Start DATA

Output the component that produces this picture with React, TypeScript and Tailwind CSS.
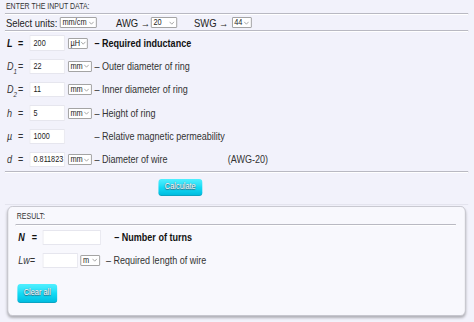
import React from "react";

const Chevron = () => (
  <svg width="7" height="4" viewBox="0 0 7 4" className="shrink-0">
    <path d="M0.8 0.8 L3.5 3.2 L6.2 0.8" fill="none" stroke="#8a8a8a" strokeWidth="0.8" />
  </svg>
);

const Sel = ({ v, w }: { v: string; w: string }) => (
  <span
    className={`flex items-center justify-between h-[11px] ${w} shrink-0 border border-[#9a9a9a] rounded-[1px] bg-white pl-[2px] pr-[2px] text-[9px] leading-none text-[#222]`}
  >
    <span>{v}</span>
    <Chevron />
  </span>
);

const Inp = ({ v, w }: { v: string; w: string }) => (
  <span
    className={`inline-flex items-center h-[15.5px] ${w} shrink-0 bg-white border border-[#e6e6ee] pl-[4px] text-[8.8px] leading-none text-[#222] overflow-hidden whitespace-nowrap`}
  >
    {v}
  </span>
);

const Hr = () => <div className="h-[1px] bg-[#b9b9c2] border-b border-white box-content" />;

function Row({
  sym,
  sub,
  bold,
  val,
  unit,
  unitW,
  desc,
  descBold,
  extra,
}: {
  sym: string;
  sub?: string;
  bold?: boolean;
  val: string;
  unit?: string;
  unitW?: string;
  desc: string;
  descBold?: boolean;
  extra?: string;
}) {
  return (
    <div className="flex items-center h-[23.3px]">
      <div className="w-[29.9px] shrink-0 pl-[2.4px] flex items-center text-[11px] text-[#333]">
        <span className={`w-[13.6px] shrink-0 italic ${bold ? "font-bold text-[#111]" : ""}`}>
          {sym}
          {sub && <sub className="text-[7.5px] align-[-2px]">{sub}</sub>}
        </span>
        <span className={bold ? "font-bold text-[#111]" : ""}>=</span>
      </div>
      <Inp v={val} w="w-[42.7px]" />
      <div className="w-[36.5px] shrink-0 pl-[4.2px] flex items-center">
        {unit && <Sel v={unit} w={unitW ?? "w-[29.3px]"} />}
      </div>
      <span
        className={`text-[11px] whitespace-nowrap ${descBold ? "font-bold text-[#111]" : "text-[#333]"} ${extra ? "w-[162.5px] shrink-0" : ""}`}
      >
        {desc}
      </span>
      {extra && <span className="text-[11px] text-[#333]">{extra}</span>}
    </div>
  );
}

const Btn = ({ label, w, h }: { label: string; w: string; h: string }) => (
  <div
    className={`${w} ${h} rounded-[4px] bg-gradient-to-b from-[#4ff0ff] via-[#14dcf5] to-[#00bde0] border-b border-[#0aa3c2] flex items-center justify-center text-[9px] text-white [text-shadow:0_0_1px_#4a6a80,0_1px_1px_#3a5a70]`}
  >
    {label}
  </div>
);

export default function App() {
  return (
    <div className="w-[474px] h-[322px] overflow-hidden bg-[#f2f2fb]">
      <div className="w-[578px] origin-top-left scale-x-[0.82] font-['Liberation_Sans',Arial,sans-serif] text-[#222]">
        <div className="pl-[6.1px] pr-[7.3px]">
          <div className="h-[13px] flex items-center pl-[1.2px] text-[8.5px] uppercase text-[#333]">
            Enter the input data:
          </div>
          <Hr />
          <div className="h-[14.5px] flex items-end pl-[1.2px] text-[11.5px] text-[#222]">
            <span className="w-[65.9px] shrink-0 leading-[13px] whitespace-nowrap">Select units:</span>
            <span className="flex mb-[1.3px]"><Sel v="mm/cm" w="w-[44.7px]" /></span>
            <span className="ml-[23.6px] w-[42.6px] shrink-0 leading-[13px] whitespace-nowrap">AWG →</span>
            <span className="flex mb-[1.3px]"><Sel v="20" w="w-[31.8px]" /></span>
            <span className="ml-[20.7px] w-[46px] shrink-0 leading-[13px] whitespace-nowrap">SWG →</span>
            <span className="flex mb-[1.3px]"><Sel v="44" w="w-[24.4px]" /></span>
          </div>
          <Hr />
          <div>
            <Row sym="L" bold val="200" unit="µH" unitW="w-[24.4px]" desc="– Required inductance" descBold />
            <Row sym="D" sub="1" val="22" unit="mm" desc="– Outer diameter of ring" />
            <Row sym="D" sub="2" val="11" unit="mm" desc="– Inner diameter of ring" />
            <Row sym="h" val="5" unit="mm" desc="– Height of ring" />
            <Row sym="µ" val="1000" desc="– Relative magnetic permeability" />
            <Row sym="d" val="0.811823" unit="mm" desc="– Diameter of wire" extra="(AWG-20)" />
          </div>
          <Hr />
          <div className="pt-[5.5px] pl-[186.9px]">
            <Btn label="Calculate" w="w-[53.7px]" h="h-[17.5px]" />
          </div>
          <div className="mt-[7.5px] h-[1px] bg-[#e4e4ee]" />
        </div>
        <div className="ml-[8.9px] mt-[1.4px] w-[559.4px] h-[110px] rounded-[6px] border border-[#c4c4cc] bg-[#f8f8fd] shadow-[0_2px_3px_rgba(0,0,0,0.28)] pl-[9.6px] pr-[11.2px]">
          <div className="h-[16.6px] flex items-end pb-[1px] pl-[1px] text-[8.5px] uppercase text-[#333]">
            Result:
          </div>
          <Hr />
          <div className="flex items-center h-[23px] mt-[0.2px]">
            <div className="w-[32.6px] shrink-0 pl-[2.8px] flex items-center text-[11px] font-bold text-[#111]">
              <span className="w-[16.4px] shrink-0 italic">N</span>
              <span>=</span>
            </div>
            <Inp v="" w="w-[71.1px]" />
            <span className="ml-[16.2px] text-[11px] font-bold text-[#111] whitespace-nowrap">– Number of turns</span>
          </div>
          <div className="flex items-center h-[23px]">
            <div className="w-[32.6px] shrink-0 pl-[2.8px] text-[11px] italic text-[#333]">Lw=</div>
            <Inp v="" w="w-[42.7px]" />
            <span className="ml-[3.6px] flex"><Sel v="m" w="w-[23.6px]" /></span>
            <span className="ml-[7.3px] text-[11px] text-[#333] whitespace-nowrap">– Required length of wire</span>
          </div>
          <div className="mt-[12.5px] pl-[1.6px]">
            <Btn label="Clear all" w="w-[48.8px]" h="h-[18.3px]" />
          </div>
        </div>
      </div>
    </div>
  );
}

End DATA

● TO DO:
Copy each line above precisely, dropping the pictures.

● OUTPUT OF THE EXERCISE:
Output the component that produces this picture with React, TypeScript and Tailwind CSS.
import React from "react";

const Chevron = () => (
  <svg width="7" height="4" viewBox="0 0 7 4" className="shrink-0">
    <path d="M0.8 0.8 L3.5 3.2 L6.2 0.8" fill="none" stroke="#8a8a8a" strokeWidth="0.8" />
  </svg>
);

const Sel = ({ v, w }: { v: string; w: string }) => (
  <span
    className={`flex items-center justify-between h-[11px] ${w} shrink-0 border border-[#9a9a9a] rounded-[1px] bg-white pl-[2px] pr-[2px] text-[9px] leading-none text-[#222]`}
  >
    <span>{v}</span>
    <Chevron />
  </span>
);

const Inp = ({ v, w }: { v: string; w: string }) => (
  <span
    className={`inline-flex items-center h-[15.5px] ${w} shrink-0 bg-white border border-[#e6e6ee] pl-[4px] text-[8.8px] leading-none text-[#222] overflow-hidden whitespace-nowrap`}
  >
    {v}
  </span>
);

const Hr = () => <div className="h-[1px] bg-[#b9b9c2] border-b border-white box-content" />;

function Row({
  sym,
  sub,
  bold,
  val,
  unit,
  unitW,
  desc,
  descBold,
  extra,
}: {
  sym: string;
  sub?: string;
  bold?: boolean;
  val: string;
  unit?: string;
  unitW?: string;
  desc: string;
  descBold?: boolean;
  extra?: string;
}) {
  return (
    <div className="flex items-center h-[23.3px]">
      <div className="w-[29.9px] shrink-0 pl-[2.4px] flex items-center text-[11px] text-[#333]">
        <span className={`w-[13.6px] shrink-0 italic ${bold ? "font-bold text-[#111]" : ""}`}>
          {sym}
          {sub && <sub className="text-[7.5px] align-[-2px]">{sub}</sub>}
        </span>
        <span className={bold ? "font-bold text-[#111]" : ""}>=</span>
      </div>
      <Inp v={val} w="w-[42.7px]" />
      <div className="w-[36.5px] shrink-0 pl-[4.2px] flex items-center">
        {unit && <Sel v={unit} w={unitW ?? "w-[29.3px]"} />}
      </div>
      <span
        className={`text-[11px] whitespace-nowrap ${descBold ? "font-bold text-[#111]" : "text-[#333]"} ${extra ? "w-[162.5px] shrink-0" : ""}`}
      >
        {desc}
      </span>
      {extra && <span className="text-[11px] text-[#333]">{extra}</span>}
    </div>
  );
}

const Btn = ({ label, w, h }: { label: string; w: string; h: string }) => (
  <div
    className={`${w} ${h} rounded-[4px] bg-gradient-to-b from-[#4ff0ff] via-[#14dcf5] to-[#00bde0] border-b border-[#0aa3c2] flex items-center justify-center text-[9px] text-white [text-shadow:0_0_1px_#4a6a80,0_1px_1px_#3a5a70]`}
  >
    {label}
  </div>
);

export default function App() {
  return (
    <div className="w-[474px] h-[322px] overflow-hidden bg-[#f2f2fb]">
      <div className="w-[578px] origin-top-left scale-x-[0.82] font-['Liberation_Sans',Arial,sans-serif] text-[#222]">
        <div className="pl-[6.1px] pr-[7.3px]">
          <div className="h-[13px] flex items-center pl-[1.2px] text-[8.5px] uppercase text-[#333]">
            Enter the input data:
          </div>
          <Hr />
          <div className="h-[14.5px] flex items-end pl-[1.2px] text-[11.5px] text-[#222]">
            <span className="w-[65.9px] shrink-0 leading-[13px] whitespace-nowrap">Select units:</span>
            <span className="flex mb-[1.3px]"><Sel v="mm/cm" w="w-[44.7px]" /></span>
            <span className="ml-[23.6px] w-[42.6px] shrink-0 leading-[13px] whitespace-nowrap">AWG →</span>
            <span className="flex mb-[1.3px]"><Sel v="20" w="w-[31.8px]" /></span>
            <span className="ml-[20.7px] w-[46px] shrink-0 leading-[13px] whitespace-nowrap">SWG →</span>
            <span className="flex mb-[1.3px]"><Sel v="44" w="w-[24.4px]" /></span>
          </div>
          <Hr />
          <div>
            <Row sym="L" bold val="200" unit="µH" unitW="w-[24.4px]" desc="– Required inductance" descBold />
            <Row sym="D" sub="1" val="22" unit="mm" desc="– Outer diameter of ring" />
            <Row sym="D" sub="2" val="11" unit="mm" desc="– Inner diameter of ring" />
            <Row sym="h" val="5" unit="mm" desc="– Height of ring" />
            <Row sym="µ" val="1000" desc="– Relative magnetic permeability" />
            <Row sym="d" val="0.811823" unit="mm" desc="– Diameter of wire" extra="(AWG-20)" />
          </div>
          <Hr />
          <div className="pt-[5.5px] pl-[186.9px]">
            <Btn label="Calculate" w="w-[53.7px]" h="h-[17.5px]" />
          </div>
          <div className="mt-[7.5px] h-[1px] bg-[#e4e4ee]" />
        </div>
        <div className="ml-[8.9px] mt-[1.4px] w-[559.4px] h-[110px] rounded-[6px] border border-[#c4c4cc] bg-[#f8f8fd] shadow-[0_2px_3px_rgba(0,0,0,0.28)] pl-[9.6px] pr-[11.2px]">
          <div className="h-[16.6px] flex items-end pb-[1px] pl-[1px] text-[8.5px] uppercase text-[#333]">
            Result:
          </div>
          <Hr />
          <div className="flex items-center h-[23px] mt-[0.2px]">
            <div className="w-[32.6px] shrink-0 pl-[2.8px] flex items-center text-[11px] font-bold text-[#111]">
              <span className="w-[16.4px] shrink-0 italic">N</span>
              <span>=</span>
            </div>
            <Inp v="" w="w-[71.1px]" />
            <span className="ml-[16.2px] text-[11px] font-bold text-[#111] whitespace-nowrap">– Number of turns</span>
          </div>
          <div className="flex items-center h-[23px]">
            <div className="w-[32.6px] shrink-0 pl-[2.8px] text-[11px] italic text-[#333]">Lw=</div>
            <Inp v="" w="w-[42.7px]" />
            <span className="ml-[3.6px] flex"><Sel v="m" w="w-[23.6px]" /></span>
            <span className="ml-[7.3px] text-[11px] text-[#333] whitespace-nowrap">– Required length of wire</span>
          </div>
          <div className="mt-[12.5px] pl-[1.6px]">
            <Btn label="Clear all" w="w-[48.8px]" h="h-[18.3px]" />
          </div>
        </div>
      </div>
    </div>
  );
}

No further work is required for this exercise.